▸ Stored items
^^^^
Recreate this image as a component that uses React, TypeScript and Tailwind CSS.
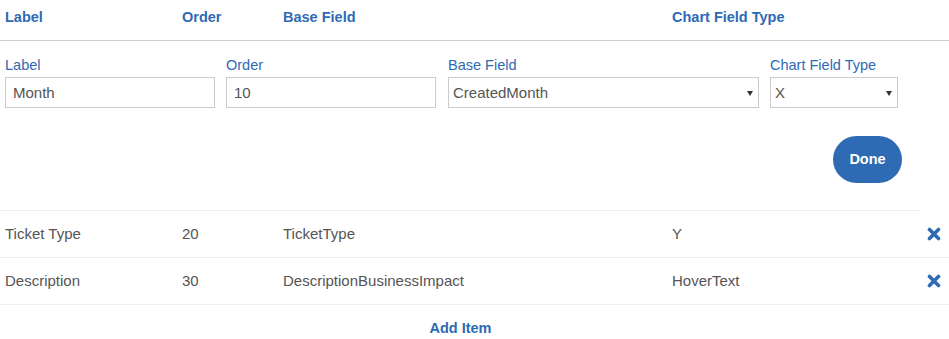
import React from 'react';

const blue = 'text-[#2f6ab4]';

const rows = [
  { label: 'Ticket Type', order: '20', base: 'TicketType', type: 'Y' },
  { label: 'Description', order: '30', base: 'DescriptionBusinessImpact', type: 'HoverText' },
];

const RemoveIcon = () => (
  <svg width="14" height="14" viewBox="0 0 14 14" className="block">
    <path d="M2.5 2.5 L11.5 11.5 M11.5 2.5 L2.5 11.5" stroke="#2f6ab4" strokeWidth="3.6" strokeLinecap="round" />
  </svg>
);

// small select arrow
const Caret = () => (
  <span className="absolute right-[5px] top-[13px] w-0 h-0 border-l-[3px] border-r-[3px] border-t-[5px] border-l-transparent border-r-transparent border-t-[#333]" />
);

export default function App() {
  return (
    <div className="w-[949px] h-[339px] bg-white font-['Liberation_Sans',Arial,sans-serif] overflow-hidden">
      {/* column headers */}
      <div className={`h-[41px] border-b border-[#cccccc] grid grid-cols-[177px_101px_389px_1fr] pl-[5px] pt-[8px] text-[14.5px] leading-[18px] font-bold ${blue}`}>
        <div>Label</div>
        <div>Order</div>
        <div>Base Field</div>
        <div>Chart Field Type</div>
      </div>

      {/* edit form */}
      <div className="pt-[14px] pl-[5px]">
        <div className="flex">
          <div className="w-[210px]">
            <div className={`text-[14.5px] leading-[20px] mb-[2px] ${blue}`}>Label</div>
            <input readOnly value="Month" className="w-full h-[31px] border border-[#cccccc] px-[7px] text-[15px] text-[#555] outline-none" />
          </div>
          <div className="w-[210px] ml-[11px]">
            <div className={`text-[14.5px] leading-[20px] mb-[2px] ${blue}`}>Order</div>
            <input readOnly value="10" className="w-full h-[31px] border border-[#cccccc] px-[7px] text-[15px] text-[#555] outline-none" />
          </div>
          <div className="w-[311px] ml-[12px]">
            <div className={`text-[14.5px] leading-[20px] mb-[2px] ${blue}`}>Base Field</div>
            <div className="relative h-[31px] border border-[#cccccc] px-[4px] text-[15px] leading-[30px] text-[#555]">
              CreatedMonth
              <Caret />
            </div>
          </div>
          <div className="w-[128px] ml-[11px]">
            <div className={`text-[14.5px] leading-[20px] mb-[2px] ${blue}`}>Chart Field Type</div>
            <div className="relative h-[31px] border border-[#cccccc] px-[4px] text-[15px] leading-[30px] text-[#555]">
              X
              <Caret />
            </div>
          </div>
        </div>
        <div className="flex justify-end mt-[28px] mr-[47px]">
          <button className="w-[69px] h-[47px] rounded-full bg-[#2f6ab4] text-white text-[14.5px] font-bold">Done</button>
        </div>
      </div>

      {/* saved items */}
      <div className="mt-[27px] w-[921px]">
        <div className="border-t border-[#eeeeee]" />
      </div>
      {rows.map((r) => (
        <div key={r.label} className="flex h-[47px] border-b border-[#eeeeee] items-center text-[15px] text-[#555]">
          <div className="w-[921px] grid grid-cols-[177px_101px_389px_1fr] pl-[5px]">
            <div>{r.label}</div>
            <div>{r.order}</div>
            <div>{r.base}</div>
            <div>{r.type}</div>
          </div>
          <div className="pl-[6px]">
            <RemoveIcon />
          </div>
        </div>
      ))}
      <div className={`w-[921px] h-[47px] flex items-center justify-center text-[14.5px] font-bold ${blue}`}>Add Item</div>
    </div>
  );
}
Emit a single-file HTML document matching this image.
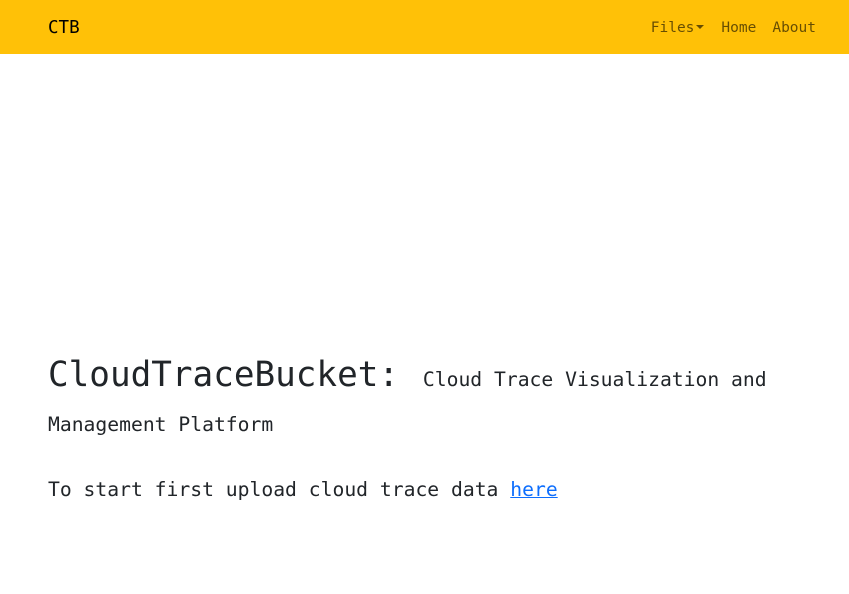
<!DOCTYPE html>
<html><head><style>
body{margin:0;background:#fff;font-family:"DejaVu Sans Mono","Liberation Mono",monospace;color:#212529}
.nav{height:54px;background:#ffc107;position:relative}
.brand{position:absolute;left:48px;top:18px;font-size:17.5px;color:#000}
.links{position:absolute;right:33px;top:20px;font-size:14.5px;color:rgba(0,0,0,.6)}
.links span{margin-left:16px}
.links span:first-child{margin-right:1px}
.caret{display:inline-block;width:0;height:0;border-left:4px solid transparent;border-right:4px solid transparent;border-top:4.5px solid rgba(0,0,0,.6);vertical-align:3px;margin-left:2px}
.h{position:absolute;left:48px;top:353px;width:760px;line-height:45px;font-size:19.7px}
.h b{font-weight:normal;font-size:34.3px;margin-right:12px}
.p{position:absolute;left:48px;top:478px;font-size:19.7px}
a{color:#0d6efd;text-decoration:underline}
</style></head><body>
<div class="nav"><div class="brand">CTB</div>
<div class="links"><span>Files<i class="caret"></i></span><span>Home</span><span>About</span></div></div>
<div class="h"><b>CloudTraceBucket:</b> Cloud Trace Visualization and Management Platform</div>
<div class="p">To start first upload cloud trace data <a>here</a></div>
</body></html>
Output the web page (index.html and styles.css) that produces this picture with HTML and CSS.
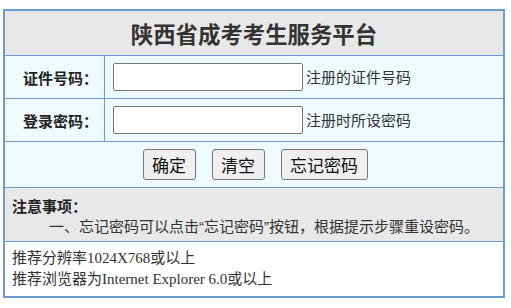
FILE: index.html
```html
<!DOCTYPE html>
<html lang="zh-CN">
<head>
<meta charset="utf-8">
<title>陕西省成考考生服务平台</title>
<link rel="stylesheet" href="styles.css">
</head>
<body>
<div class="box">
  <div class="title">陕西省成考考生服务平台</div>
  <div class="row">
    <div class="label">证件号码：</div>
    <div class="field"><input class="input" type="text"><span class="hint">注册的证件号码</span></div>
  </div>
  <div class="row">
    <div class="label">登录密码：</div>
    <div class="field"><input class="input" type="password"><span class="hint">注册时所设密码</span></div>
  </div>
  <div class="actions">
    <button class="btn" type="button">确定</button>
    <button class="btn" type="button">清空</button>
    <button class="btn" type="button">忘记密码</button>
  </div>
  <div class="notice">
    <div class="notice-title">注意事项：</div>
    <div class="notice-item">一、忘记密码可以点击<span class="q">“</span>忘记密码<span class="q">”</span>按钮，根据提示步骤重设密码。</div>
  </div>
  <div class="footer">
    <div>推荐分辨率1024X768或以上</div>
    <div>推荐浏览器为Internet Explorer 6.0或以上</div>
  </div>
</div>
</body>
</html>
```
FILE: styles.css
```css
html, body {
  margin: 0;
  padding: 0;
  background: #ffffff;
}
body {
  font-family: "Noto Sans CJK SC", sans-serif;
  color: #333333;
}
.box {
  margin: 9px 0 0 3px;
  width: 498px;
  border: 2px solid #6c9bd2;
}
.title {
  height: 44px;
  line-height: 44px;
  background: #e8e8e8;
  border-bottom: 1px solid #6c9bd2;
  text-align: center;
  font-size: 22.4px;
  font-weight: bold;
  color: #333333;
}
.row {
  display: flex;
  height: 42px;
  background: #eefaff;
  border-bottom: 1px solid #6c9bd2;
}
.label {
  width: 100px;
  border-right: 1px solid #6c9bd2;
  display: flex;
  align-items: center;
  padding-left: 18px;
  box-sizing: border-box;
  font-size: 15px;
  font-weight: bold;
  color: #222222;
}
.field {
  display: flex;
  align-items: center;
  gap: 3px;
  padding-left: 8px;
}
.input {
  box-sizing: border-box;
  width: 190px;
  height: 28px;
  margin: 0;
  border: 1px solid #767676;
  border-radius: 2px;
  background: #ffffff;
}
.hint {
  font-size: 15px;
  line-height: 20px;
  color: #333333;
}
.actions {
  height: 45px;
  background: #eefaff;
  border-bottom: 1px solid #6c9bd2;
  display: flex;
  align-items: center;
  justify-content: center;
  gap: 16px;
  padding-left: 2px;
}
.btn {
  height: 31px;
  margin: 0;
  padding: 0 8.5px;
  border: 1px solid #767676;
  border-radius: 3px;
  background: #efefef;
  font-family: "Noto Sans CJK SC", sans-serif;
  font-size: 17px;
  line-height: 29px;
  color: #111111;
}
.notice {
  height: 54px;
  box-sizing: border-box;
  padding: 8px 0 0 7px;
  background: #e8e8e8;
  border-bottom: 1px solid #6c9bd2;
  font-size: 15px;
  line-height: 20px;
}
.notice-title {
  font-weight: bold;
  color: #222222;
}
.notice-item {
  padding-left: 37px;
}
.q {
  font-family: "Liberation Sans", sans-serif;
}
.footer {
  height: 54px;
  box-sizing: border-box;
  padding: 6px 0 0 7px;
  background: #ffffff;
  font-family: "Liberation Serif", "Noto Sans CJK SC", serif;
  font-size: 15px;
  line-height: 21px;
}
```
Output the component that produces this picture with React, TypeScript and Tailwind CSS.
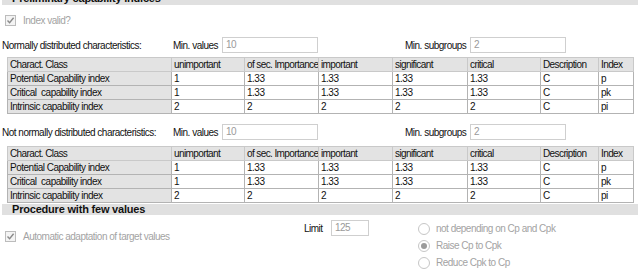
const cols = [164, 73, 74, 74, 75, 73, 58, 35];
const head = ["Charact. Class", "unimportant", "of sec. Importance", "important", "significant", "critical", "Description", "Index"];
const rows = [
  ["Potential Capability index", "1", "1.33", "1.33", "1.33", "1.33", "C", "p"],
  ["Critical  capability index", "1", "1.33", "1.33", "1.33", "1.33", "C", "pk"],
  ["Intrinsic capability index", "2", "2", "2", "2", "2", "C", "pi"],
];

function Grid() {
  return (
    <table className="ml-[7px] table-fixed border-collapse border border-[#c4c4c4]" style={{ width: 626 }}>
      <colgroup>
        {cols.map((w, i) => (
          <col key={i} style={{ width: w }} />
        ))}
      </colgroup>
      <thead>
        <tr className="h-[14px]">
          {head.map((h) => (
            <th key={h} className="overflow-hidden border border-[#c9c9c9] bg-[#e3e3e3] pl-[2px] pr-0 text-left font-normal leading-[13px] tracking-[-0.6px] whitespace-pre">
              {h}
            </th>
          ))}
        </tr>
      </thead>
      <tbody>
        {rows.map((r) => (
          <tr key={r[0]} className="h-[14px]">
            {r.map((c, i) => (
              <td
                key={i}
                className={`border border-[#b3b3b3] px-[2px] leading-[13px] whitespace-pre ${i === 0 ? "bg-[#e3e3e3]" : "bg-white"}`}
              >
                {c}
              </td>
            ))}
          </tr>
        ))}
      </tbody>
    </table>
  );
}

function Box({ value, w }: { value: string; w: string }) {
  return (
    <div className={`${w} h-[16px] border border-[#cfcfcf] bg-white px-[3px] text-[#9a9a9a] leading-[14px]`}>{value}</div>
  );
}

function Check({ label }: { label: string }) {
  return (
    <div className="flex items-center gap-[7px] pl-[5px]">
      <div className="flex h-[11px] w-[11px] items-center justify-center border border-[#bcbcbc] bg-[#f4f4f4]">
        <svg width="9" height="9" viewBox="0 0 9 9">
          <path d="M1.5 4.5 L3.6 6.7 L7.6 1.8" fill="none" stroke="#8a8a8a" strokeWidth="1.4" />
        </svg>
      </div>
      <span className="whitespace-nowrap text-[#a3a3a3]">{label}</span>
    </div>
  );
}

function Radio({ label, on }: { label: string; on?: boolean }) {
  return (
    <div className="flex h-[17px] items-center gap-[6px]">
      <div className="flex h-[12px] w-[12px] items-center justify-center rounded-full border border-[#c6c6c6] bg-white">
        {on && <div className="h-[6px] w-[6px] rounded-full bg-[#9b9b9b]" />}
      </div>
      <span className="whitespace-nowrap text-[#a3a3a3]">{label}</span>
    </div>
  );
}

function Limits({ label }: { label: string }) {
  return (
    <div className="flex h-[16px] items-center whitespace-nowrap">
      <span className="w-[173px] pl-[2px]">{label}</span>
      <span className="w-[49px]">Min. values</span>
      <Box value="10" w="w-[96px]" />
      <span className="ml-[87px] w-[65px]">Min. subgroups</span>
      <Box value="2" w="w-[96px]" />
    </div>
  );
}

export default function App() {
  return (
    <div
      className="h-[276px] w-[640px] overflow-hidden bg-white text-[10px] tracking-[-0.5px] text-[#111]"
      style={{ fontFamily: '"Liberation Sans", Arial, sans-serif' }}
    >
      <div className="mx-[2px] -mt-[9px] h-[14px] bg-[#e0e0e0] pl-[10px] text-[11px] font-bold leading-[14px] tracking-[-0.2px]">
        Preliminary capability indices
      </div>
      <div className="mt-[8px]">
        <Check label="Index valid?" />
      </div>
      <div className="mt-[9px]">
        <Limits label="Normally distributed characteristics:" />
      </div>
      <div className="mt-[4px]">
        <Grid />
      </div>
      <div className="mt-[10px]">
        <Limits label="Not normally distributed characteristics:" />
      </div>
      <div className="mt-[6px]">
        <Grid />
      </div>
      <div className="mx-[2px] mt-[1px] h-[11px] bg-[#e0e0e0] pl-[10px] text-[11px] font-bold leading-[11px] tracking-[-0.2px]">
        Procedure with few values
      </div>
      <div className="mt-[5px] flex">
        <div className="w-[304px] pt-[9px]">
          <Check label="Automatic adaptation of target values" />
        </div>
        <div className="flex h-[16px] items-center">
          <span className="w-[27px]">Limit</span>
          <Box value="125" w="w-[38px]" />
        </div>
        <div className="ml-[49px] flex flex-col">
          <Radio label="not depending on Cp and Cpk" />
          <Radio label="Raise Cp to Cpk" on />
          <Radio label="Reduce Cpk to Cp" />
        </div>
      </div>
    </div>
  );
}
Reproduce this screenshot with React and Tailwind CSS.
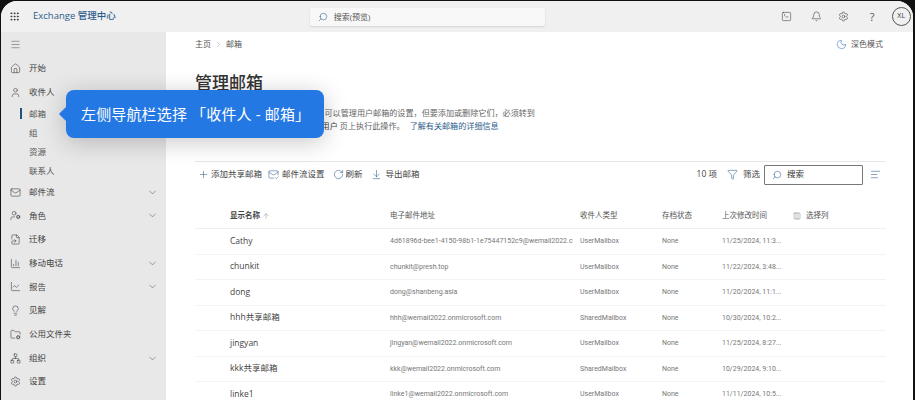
^^^^
▸ Challenge
List the lines of the entries that include "TypeScript".

▸ Response to the exercise
Recreate this image as a component that uses React, TypeScript and Tailwind CSS.
Output the component that produces this picture with React, TypeScript and Tailwind CSS.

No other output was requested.